The Kingdom was founded around the 13th century by Naa Gbewaa at Pusiga, a village 14 kilometres from Bawku. The Mamprusi people revere Pusiga as their ancestral home and Naa Gbanwaah's tomb is in Pusiga.

The Kingdom spans most of the North East, Northern Region of Ghana, portions of Northern Togo, and into Burkina Faso. As a consequence, the King of Mossi, Moronaba, of Burkina Faso, to this day, symbolically, is enskinned by the Nayiri – the king of Mamprugu. Thus, establishing this kingdom as one of the preeminent in the region.

The name of the kingdom is Mamprugu, the ethnicity is Mamprusi, and the language is Mampruli. Succession to a skin is hereditary. Only male direct descendants of Naa Gbanwaah are eligible.
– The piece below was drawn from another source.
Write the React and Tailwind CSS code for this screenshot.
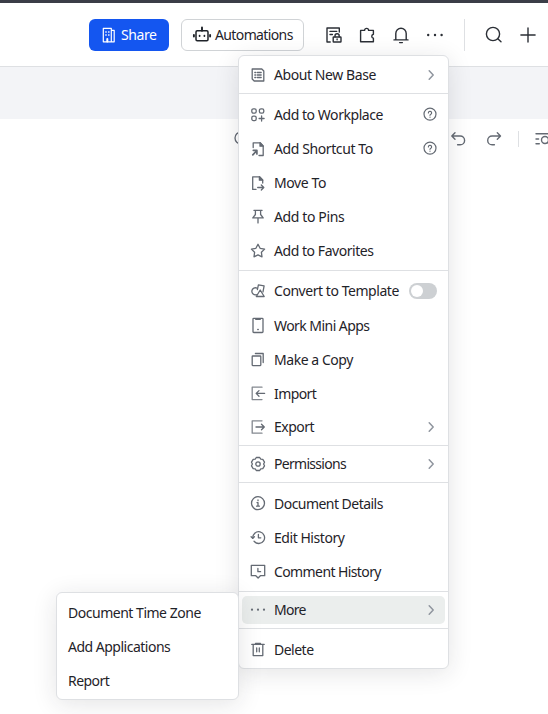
const ICONS = {
  about: (
    <>
      <path d="M1.2 1h9.6l2 2v10H3.2l-2-2z" />
      <path d="M3.8 4.5h.9M6.3 4.5h3.9M3.8 7h.9M6.3 7h3.9M3.8 9.5h.9M6.3 9.5h3.9" />
    </>
  ),
  workplace: (
    <>
      <rect x=".8" y=".8" width="4.4" height="4.4" rx="1.6" />
      <rect x="8.4" y=".8" width="4.4" height="4.4" rx="1.6" />
      <rect x=".8" y="8.2" width="4.4" height="4.4" rx="1.6" />
      <path d="M10.6 8v5M8.1 10.5h5" />
    </>
  ),
  shortcut: (
    <>
      <path d="M2.2 5.5V.8h7l3 3.2v9.5H8" />
      <path d="M9 .8v3.4h3.2z" fill="currentColor" />
      <path d="M1.8 12.8l3.8-4M2.3 8.3h3.6v3.6" strokeWidth="1.7" />
    </>
  ),
  move: (
    <>
      <path d="M5 13.4H1.7V.8h6.8l3.2 3.2v3" />
      <path d="M8.4 .8v3.4h3.3z" fill="currentColor" />
      <path d="M6.7 11.5h6M10.3 9l2.5 2.5-2.5 2.5" />
    </>
  ),
  pin: <path d="M2.9 .3h8.2M4.4 .3v4.2L1.8 7.9h10.4L9.6 4.5V.3M7 7.9v5" />,
  star: <path d="M7 .3l2.1 4 4.5.8-3.2 3.2.6 4.5L7 10.9 3 12.8l.6-4.5L.4 5.1l4.5-.8z" />,
  template: (
    <>
      <path d="M6.2 4.3A3.5 3.5 0 1 0 5.4 10.6" />
      <path d="M6.4 5.6l1-4.8 5.7 1.1-1.1 6" />
      <path d="M9.2 6l4 6.5H5.3z" />
    </>
  ),
  mini: (
    <>
      <rect x="2" y="-.7" width="10" height="14.2" rx=".8" />
      <path d="M5 .2h4" strokeWidth="1.8" />
      <path d="M6.8 10.5h.4" strokeWidth="1.5" />
    </>
  ),
  copy: (
    <>
      <rect x="1.2" y="3" width="8.6" height="9.6" rx=".5" />
      <path d="M4.4 .5h7.8v9" />
    </>
  ),
  import: (
    <>
      <path d="M11 .2H1.2v12.4H11" opacity=".8" />
      <path d="M13.6 6.4H5.2M8 3.6L5.2 6.4 8 9.2" />
    </>
  ),
  export: (
    <>
      <path d="M11 .8H1.2v12.4H11" opacity=".8" />
      <path d="M5 7h8.3M10.5 4.2L13.3 7l-2.8 2.8" />
    </>
  ),
  gear: (
    <>
      <path d="M5.3 .5h3.4l1.1 1.7 2 .1 1.7 2.9L12.6 7l.9 1.8-1.7 2.9-2 .1-1.1 1.7H5.3l-1.1-1.7-2-.1L.5 8.8 1.4 7 .5 5.2l1.7-2.9 2-.1z" />
      <circle cx="7" cy="7" r="2.2" />
    </>
  ),
  info: (
    <>
      <circle cx="7" cy="6.2" r="6.5" />
      <path d="M7 2.9v.8M6 5.6h1v3.6M5.6 9.2h2.8" />
    </>
  ),
  history: (
    <>
      <path d="M1.8 7.2A5.9 5.9 0 1 1 3 10.2" />
      <path d="M.1 5.7l1.6 1.6 1.7-1.6M7.4 3.4v3.4h2.4" />
    </>
  ),
  comment: (
    <>
      <path d="M.3 .3h13.4v10.4H9.4L7.1 13l-2.3-2.3H.3z" />
      <path d="M6.9 3.4v3.3h2.7" />
    </>
  ),
  dots: (
    <g fill="currentColor" stroke="none">
      <circle cx="1" cy="6.7" r="1.1" />
      <circle cx="7" cy="6.7" r="1.1" />
      <circle cx="13" cy="6.7" r="1.1" />
    </g>
  ),
  trash: (
    <>
      <path d="M.8 1.4h12.4M4.5 .4h5" />
      <path d="M2.2 1.6v11h9.6v-11M5.7 5v3.8M8.3 5v3.8" />
    </>
  ),
};

function Svg({ children, className = "", box = "0 0 14 14", width = 1.3 }) {
  return (
    <svg
      viewBox={box}
      className={`shrink-0 overflow-visible ${className}`}
      fill="none"
      stroke="currentColor"
      strokeWidth={width}
      strokeLinejoin="round"
      strokeLinecap="round"
    >
      {children}
    </svg>
  );
}

function Chevron() {
  return (
    <Svg className="mr-1 size-3.5 text-[#8f959e]" width={1.5}>
      <path d="M5.2 2.8L9.2 7l-4 4.2" />
    </Svg>
  );
}

function Help() {
  return (
    <Svg className="mr-[5px] size-3.5 text-[#646a73]" width={1.2}>
      <circle cx="7" cy="6.1" r="6" />
      <path d="M5.4 4.9a1.6 1.6 0 1 1 2.4 1.4c-.6.3-.8.5-.8 1M7 9v.2" />
    </Svg>
  );
}

function Toggle() {
  return (
    <span className="mr-[5px] flex h-4 w-7 shrink-0 items-center rounded-full bg-[#cdd0d3] px-0.5">
      <span className="size-3 rounded-full bg-white" />
    </span>
  );
}

function Item({ icon, label, end, h = "h-[34px]", t = "tracking-[-0.45px]", active = false }) {
  return (
    <div className={`mx-[3px] flex items-center rounded-[5px] pr-[3px] pl-[9px] ${h} ${active ? "bg-[#ebeeed]" : ""}`}>
      <Svg className="size-3.5 text-[#646a73]">{ICONS[icon]}</Svg>
      <span className={`ml-[9px] grow whitespace-nowrap leading-5 ${t}`}>{label}</span>
      {end}
    </div>
  );
}

const Line = () => <div className="h-px bg-[#dee0e3]" />;

export default function App() {
  return (
    <div className="relative h-[714px] w-[548px] overflow-hidden bg-white font-['Noto_Sans',sans-serif] text-sm text-[#1f2329]">
      <div className="h-[3px] bg-[#3b3d47]" />
      <header className="flex h-16 items-center border-b border-[#dee0e3] pl-[89px]">
        <button className="flex h-8 w-20 items-center rounded-md bg-[#1456f0] pl-[13px] text-white">
          <Svg className="size-3.5" width={1.2}>
            <path d="M1.3 13.8V.3h8v13.5zM9.3 2.4H12.2v11.4H9.3" />
            <path d="M3.8 4h.4M6.6 4h.4M3.8 7h.4M6.6 7h.4" strokeWidth="1.4" />
            <path d="M5.3 13.4v-2.4" strokeWidth="2" />
          </Svg>
          <span className="ml-[5px] tracking-[-0.4px]">Share</span>
        </button>
        <button className="ml-3 flex h-8 w-[123px] items-center rounded-md border border-[#d0d3d6] pl-[11px]">
          <Svg className="size-[18px]" box="0 0 18 18" width={1.5}>
            <rect x="3" y="4.8" width="12" height="10" rx="1.2" />
            <path d="M9 4.8V1.4M.9 9v1.6M17.1 9v1.6" strokeWidth="1.9" />
            <path d="M6.6 9.7v.3M11.4 9.7v.3" strokeWidth="1.8" />
          </Svg>
          <span className="ml-1 tracking-[-0.62px]">Automations</span>
        </button>
        <div className="ml-[22px] flex items-center text-[#2b2f36]">
          <Svg className="size-4" box="0 0 16 16" width={1.4}>
            <path d="M4.2 15H1V1h12.3v4M4 4.4h6.7M4 7.5h2.4" />
            <rect x="7.2" y="10" width="7.8" height="5" rx=".5" />
            <path d="M9 9.7V8.9a2.1 2.1 0 0 1 4.2 0v.8M11.1 12v.8" />
          </Svg>
          <Svg className="ml-[17px] size-4" box="0 0 16 16" width={1.4}>
            <path d="M1.6 3.4h4a2 2 0 1 1 4 0h4.8v3.8a2.1 2.1 0 0 0 0 4.1v3.5H1.6z" />
          </Svg>
          <Svg className="ml-[18px] size-4" box="0 0 16 16" width={1.4}>
            <path d="M2.8 12.9V6.5a5.2 5.2 0 0 1 10.4 0v6.4M1 12.9h14M6.6 15.6h2.8" />
          </Svg>
          <Svg className="ml-[18px] size-4" box="0 0 16 16">
            <g fill="currentColor" stroke="none">
              <circle cx="1.2" cy="8" r="1.2" />
              <circle cx="8" cy="8" r="1.2" />
              <circle cx="14.6" cy="8" r="1.2" />
            </g>
          </Svg>
          <div className="ml-[21px] h-8 w-px bg-[#dee0e3]" />
          <Svg className="ml-[21px] size-4" box="0 0 16 16" width={1.4}>
            <circle cx="7" cy="7" r="6.6" />
            <path d="M11.8 11.8l3.2 3" />
          </Svg>
          <Svg className="ml-[18px] size-4" box="0 0 16 16" width={1.4}>
            <path d="M8 .9v14.2M.9 8h14.2" />
          </Svg>
        </div>
      </header>
      <div className="h-[52px] bg-[#f3f4f7]" />
      <div className="flex h-10 items-center pl-[234px] text-[#646a73]">
        <Svg className="size-3.5">
          <circle cx="7" cy="6" r="6" />
        </Svg>
        <Svg className="ml-[203px] size-3.5" width={1.4}>
          <path d="M4 .8L.8 4 4 7.2M1 4h8.2a4.3 4.3 0 0 1 0 8.8H6.6" />
        </Svg>
        <Svg className="ml-[22px] size-3.5" width={1.4}>
          <path d="M10.3 .8L13.5 4l-3.2 3.2M13.3 4H5.1a4.3 4.3 0 0 0 0 8.8h2.3" />
        </Svg>
        <div className="ml-[17px] h-4 w-px shrink-0 bg-[#dee0e3]" />
        <Svg className="ml-4 size-4" box="0 0 16 16" width={1.4}>
          <path d="M1 2.8h14M1 8h2.6M1 12.8h3.3" />
          <circle cx="10" cy="9" r="3.5" />
          <path d="M12.5 11.5l2.6 2.6" />
        </Svg>
      </div>

      <div className="absolute top-[55px] left-[238px] h-[614px] w-[211px] rounded-md border border-[#dee0e3] bg-white shadow-[0_4px_24px_rgba(31,35,41,0.12)]">
        <Item h="h-[37px]" icon="about" label="About New Base" t="tracking-[-0.42px]" end={<Chevron />} />
        <Line />
        <div className="h-[176px] pt-1">
          <Item icon="workplace" label="Add to Workplace" end={<Help />} />
          <Item icon="shortcut" label="Add Shortcut To" t="tracking-[-0.4px]" end={<Help />} />
          <Item icon="move" label="Move To" t="tracking-[-0.4px]" />
          <Item icon="pin" label="Add to Pins" t="tracking-[-0.38px]" />
          <Item icon="star" label="Add to Favorites" />
        </div>
        <Line />
        <div className="h-[174px] pt-[3px]">
          <Item icon="template" label="Convert to Template" end={<Toggle />} />
          <Item h="h-[35px]" icon="mini" label="Work Mini Apps" t="tracking-[-0.55px]" />
          <Item icon="copy" label="Make a Copy" />
          <Item icon="import" label="Import" t="tracking-[-0.6px]" />
          <Item h="h-8" icon="export" label="Export" t="tracking-[-0.5px]" end={<Chevron />} />
        </div>
        <Line />
        <Item h="h-9" icon="gear" label="Permissions" t="tracking-[-0.7px]" end={<Chevron />} />
        <Line />
        <div className="h-[108px] pt-1">
          <Item icon="info" label="Document Details" t="tracking-[-0.53px]" />
          <Item icon="history" label="Edit History" />
          <Item icon="comment" label="Comment History" t="tracking-[-0.6px]" />
        </div>
        <Line />
        <div className="h-9 pt-1">
          <Item h="h-7" icon="dots" label="More" active t="tracking-[-0.7px]" end={<Chevron />} />
        </div>
        <Line />
        <div className="pt-1">
          <Item icon="trash" label="Delete" t="tracking-[-0.5px]" />
        </div>
      </div>

      <div className="absolute top-[592px] left-[56px] h-[108px] w-[183px] rounded-md border border-[#dee0e3] bg-white pt-[3px] pl-[11px] shadow-[0_4px_24px_rgba(31,35,41,0.12)]">
        <div className="flex h-[34px] items-center tracking-[-0.48px]">Document Time Zone</div>
        <div className="flex h-[34px] items-center tracking-[-0.5px]">Add Applications</div>
        <div className="flex h-[34px] items-center tracking-[-0.55px]">Report</div>
      </div>
    </div>
  );
}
The story of the Mamprusi monarchy traces its origin to a great warrior named Tohazie. Tohazie, means the Red Hunter. He was called the Red Hunter by his people because he was fair in complexion. Tohazie's grandson Naa Gbanwaah settled in Pusiga and established Mamprugu.

Mamprusi is the eldest of the Mõõre-Gurma (Mole—Dagbamba) ethnic group: Mamprusi, Dagomba, Nanumba, and Moshie.

===Rulers===

List of leaders^{[failed verification]}
| Tenure | Nayiiri (Mampurugu Naa) (Rulers) |
|---|---|
| c. 1450 | Unknown |
| 1688 to 1742 | Atabia Zontuua |
| 1742 to 1750 | Yamusa Jeringa |
| 17?? to 17?? | Mahaman Kurugu |
| 17?? to 17?? | Sulimani Apisi |
| 17?? to 17?? | Haruna Bono |
| 17?? to 17?? | Andani Yahaya |
| 17?? to 1790 | Mahama Kuluguba |
| 1790 to 1830 | Salifu Saatankugri |
| 1830 to 1833 | Abdurahamani Dambono, (Dahmani Gyambongo) |
| 1833 to 1850 | Dawura Nyongo |
| 1850 to 1864 | Azabu Pagri |
| 1864 to 1901 | Yamusa Barga |
| 1902 to 1905 | Sulimanu Sigri |
| 1906 to 1909 | Ziniya Zore Abduru |
| 1909 to 1915 | Mahami Wubuga |
| 1915 to 1933 | Mahama Waafu |
| 1934 to 1943 | Badimsuguru Zulim |
| 1943 to 1943 | Salifu Salemu |
| 1943 to 1947 | Abudu Soro Kobulga |
| 1947 to 1966 | Abdulai Sheriga |
| 1967 to 1985 | Adam Badimsuguru Bongu |
| 1986 to 1987 | Sulemana Salifu Saa |
| 1987 to 9 June 2003 | Gamni Mohamadu Abdulai |
| 27 January 2004 to present | Bohagu Abdulai Mahami |

== Culture ==
The majority of the Mamprusi people are adherents of Islam. The Mamprusi began converting to Islam in the 17th century due to the influence of Dyula merchants.

Traditional occupations of the Mamprusi include farming and raising livestock.